R. Il nous faut penser à l'avenir, à notre budget, aux moyens de continuer à élever nos enfants avec l'installation du vrac. Quand nous faisons une grève, nous nous assurons qu'elle nous permettra d'aller de l'avant. Le patron a un quota et il a un délai pour envoyer son sucre au Marché commun. Nous ne pouvons oublier les responsabilités qui lui incombent tout comme il doit lui aussi se pencher sur notre misère. Et s'il le faisait, son sucre partirait en deux mois au lieu de trois car le sucre est notre produit national et nous avons besoin de l'exporter pour que l'argent rentre au pays — mais si éne maman zoué ek so piti toute la zournée et ki piti la nek rié même, maman la zamais pas pou conné si lifaim ou bien si li malade. Fodé li ploré pou faire conné. Nous aussi fodé nous plaigné pou misié la comprend nous souffert.
Mais cependant quand les coupes se suivent sans que les demandes faites depuis longtemps soient agréées, quand le juge va faire des voyages à l'extérieur, une décision doit être prise et nous avisons notre syndicat. Évidemment, beaucoup en souffrent et cela ne nous fait pas plaisir non plus. Mais si le patron montrait un peu de bonne volonté seulement, il n'y aurait jamais eu de grève ou de go-slow. Piblik souffert,patrons souffert, mais nous zenfants aussi souffert!

Q. Est-ce que vous souffrez d'un sentiment d'insécurité dans ce travail?
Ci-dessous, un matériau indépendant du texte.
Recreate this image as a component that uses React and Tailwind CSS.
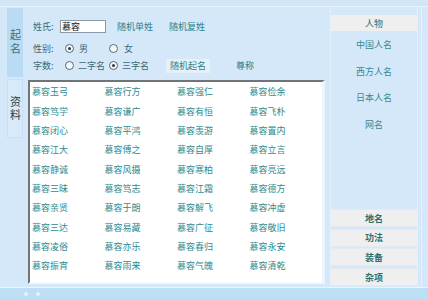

R. Oui et il est énorme. Prenez par exemple, le travailleur qui a atteint l'âge de la retraite. Ou fine vié, ou né pli capav travail, patron dire ou arrêté, li dire ou li bien satisfait ou fine rendre satisfaction pendant 25 ans, li remercié ou, li donne ou un lump sum Rs 150. (le tout dit avec un visage imperturbable). Du reste, c'est un travail qu'on ne peut pas faire pendant longtemps. Les trois-quarts des dockers doivent partir après quinze ou vingt ans de service. De plus, avec l'avènement du vrac, on ne sait si le patron va créer un autre boulot pour nous. Il est clair que la majorité partira, mais nous ne savons pas avec quels dédommagements si dédommagement il y a. Il me faudra donc à mon âge chercher un autre boulot après avoir peiné ici toute ma vie. Je pense personnellement que les patrons devraient nous indemniser en nous payant Rs 300 à Rs 400 par mois. Il est évident que nous méritons plus mais ils pourraient au moins nous donner cela. Cette somme serait éventuellement ajoutée à ce que nous essayerions de gagner ailleurs en tant que gardien de nuit, pêcheur ou autre.
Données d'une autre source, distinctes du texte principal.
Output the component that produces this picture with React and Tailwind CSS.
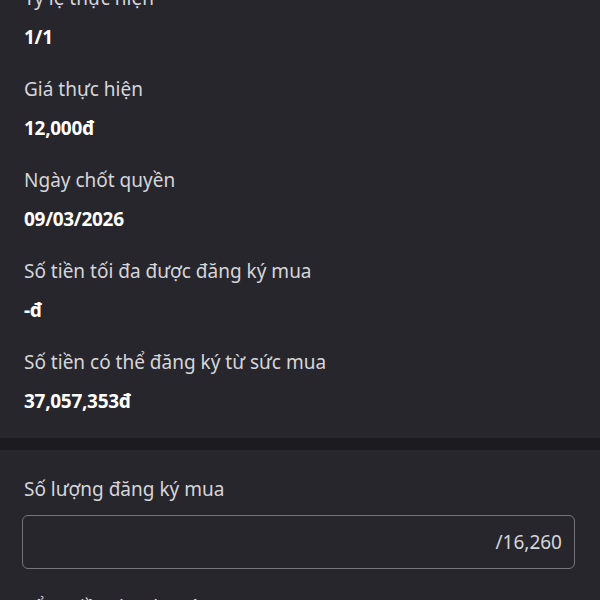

Q. Vous parlez des syndicats, ne pensez-vous pas qu'ils soient trop politisés pour pouvoir vraiment représenter l'intérêt du travailleur?

R. D'après moi, la politique et le syndicalisme sont deux activités bien distinctes et elles ne devraient pas être confondues. Du reste, les officiels de notre syndicat, ceux qui sont payés pour s'occuper de nos problèmes industriels, ne font pas de la politique. Notre négociateur fait de la politique mais alors il n'est pas un officiel payé par le syndicat. Du moment que les officiels font ce que nous leur demandons de faire, nous sommes assurés que l'action ne vise que notre propre bien-être. Pour qu'un dirigeant du syndicat déclenche une grève, il faut qu'il nous prouve que c'est dans notre intérêt. La décision même de faire la grève appartient uniquement aux travailleurs.
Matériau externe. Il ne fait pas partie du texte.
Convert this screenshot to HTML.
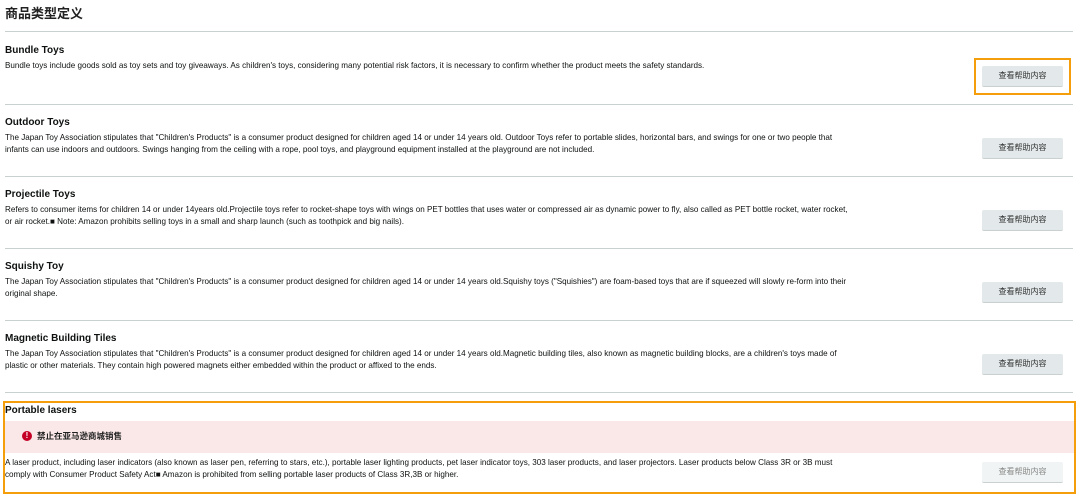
<!DOCTYPE html>
<html><head><meta charset="utf-8"><style>
*{margin:0;padding:0;box-sizing:border-box}
body{width:1080px;height:502px;background:#fff;position:relative;overflow:hidden;font-family:"Liberation Sans","Noto Sans CJK SC",sans-serif;color:#111}
.h1{position:absolute;left:5px;top:3px;font-size:13px;font-weight:bold;font-family:"Noto Sans CJK SC",sans-serif;color:#222}
.line{position:absolute;left:5px;width:1068px;height:1px;background:#c9d0d0}
.t{position:absolute;left:5px;font-size:10px;font-weight:bold;color:#0f1111;white-space:nowrap}
.d{position:absolute;left:5px;font-size:8.1px;line-height:12px;color:#0f1111;white-space:nowrap}
.btn{position:absolute;left:982px;width:81px;height:21px;background:#e3e9ea;border-radius:2px;border-bottom:1px solid #c8d0d0;font-family:"Noto Sans CJK SC",sans-serif;font-size:8px;color:#333;text-align:center;line-height:20px}
.ob{position:absolute;border:2px solid #f59e0b}
</style></head><body>
<div class="h1">商品类型定义</div>
<div class="line" style="top:31px"></div>

<div class="t" style="top:45px">Bundle Toys</div>
<div class="d" style="top:60px">Bundle toys include goods sold as toy sets and toy giveaways. As children's toys, considering many potential risk factors, it is necessary to confirm whether the product meets the safety standards.</div>
<div class="ob" style="left:974px;top:58px;width:97px;height:37px"></div>
<div class="btn" style="top:66px">查看帮助内容</div>
<div class="line" style="top:104px"></div>

<div class="t" style="top:117px">Outdoor Toys</div>
<div class="d" style="top:132px">The Japan Toy Association stipulates that "Children's Products" is a consumer product designed for children aged 14 or under 14 years old. Outdoor Toys refer to portable slides, horizontal bars, and swings for one or two people that<br>infants can use indoors and outdoors. Swings hanging from the ceiling with a rope, pool toys, and playground equipment installed at the playground are not included.</div>
<div class="btn" style="top:138px">查看帮助内容</div>
<div class="line" style="top:176px"></div>

<div class="t" style="top:189px">Projectile Toys</div>
<div class="d" style="top:204px">Refers to consumer items for children 14 or under 14years old.Projectile toys refer to rocket-shape toys with wings on PET bottles that uses water or compressed air as dynamic power to fly, also called as PET bottle rocket, water rocket,<br>or air rocket.■ Note: Amazon prohibits selling toys in a small and sharp launch (such as toothpick and big nails).</div>
<div class="btn" style="top:210px">查看帮助内容</div>
<div class="line" style="top:248px"></div>

<div class="t" style="top:261px">Squishy Toy</div>
<div class="d" style="top:276px">The Japan Toy Association stipulates that "Children's Products" is a consumer product designed for children aged 14 or under 14 years old.Squishy toys ("Squishies") are foam-based toys that are if squeezed will slowly re-form into their<br>original shape.</div>
<div class="btn" style="top:282px">查看帮助内容</div>
<div class="line" style="top:320px"></div>

<div class="t" style="top:333px">Magnetic Building Tiles</div>
<div class="d" style="top:348px">The Japan Toy Association stipulates that "Children's Products" is a consumer product designed for children aged 14 or under 14 years old.Magnetic building tiles, also known as magnetic building blocks, are a children's toys made of<br>plastic or other materials. They contain high powered magnets either embedded within the product or affixed to the ends.</div>
<div class="btn" style="top:354px">查看帮助内容</div>
<div class="line" style="top:392px"></div>

<div class="ob" style="left:3px;top:401px;width:1073px;height:93px"></div>
<div class="t" style="top:405px">Portable lasers</div>
<div style="position:absolute;left:5px;top:421px;width:1069px;height:32px;background:#fae8e8"></div>
<div style="position:absolute;left:22px;top:431px;width:10px;height:10px;border-radius:50%;background:#c40025;color:#fff;font-size:8px;font-weight:bold;text-align:center;line-height:10px">!</div>
<div style="position:absolute;left:37px;top:430px;font-size:8.5px;font-weight:bold;font-family:'Noto Sans CJK SC',sans-serif;color:#222">禁止在亚马逊商城销售</div>
<div class="d" style="top:457px">A laser product, including laser indicators (also known as laser pen, referring to stars, etc.), portable laser lighting products, pet laser indicator toys, 303 laser products, and laser projectors. Laser products below Class 3R or 3B must<br>comply with Consumer Product Safety Act■ Amazon is prohibited from selling portable laser products of Class 3R,3B or higher.</div>
<div class="btn" style="top:462px;background:#f0f4f4;color:#888">查看帮助内容</div>
</body></html>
Après, éna boucou travailleur qui encore pense 1971 quand ti bisin marche dans barblé pou soigne zotte fami. Il y a eu beaucoup de changement. Dans le passé, les syndicats se formaient et disparaissaient à vue d'oeil sans que le travailleur ait pu savoir ce qui était advenu des fonds sur lesquels il n'y avait, du reste, aucun contrôle. Quand le secrétaire allait dans le bureau du patron pour nous représenter, on n'avait aucun moyen de s'assurer qu'il restait de notre côté durant les pourparlers, car personne ne pouvait l'accompagner. Nous avons maintenant une délégation au lieu d'un seul homme. Nous pouvons démocratiquement élire nos officiels tout comme nous pouvons nous débarrasser d'eux et nous avons un contrôle strict sur les fonds recueillis. Mais l'essentiel est que nous recevons maintenant beaucoup d'avantages dus à l'action de notre syndicat quoiqu'il faut faire ressortir que c'est notre effort et le mérite de notre travail qui nous valent cet argent et que le syndicat n'est à la fin qu'un intermédiaire entre les patrons et nous.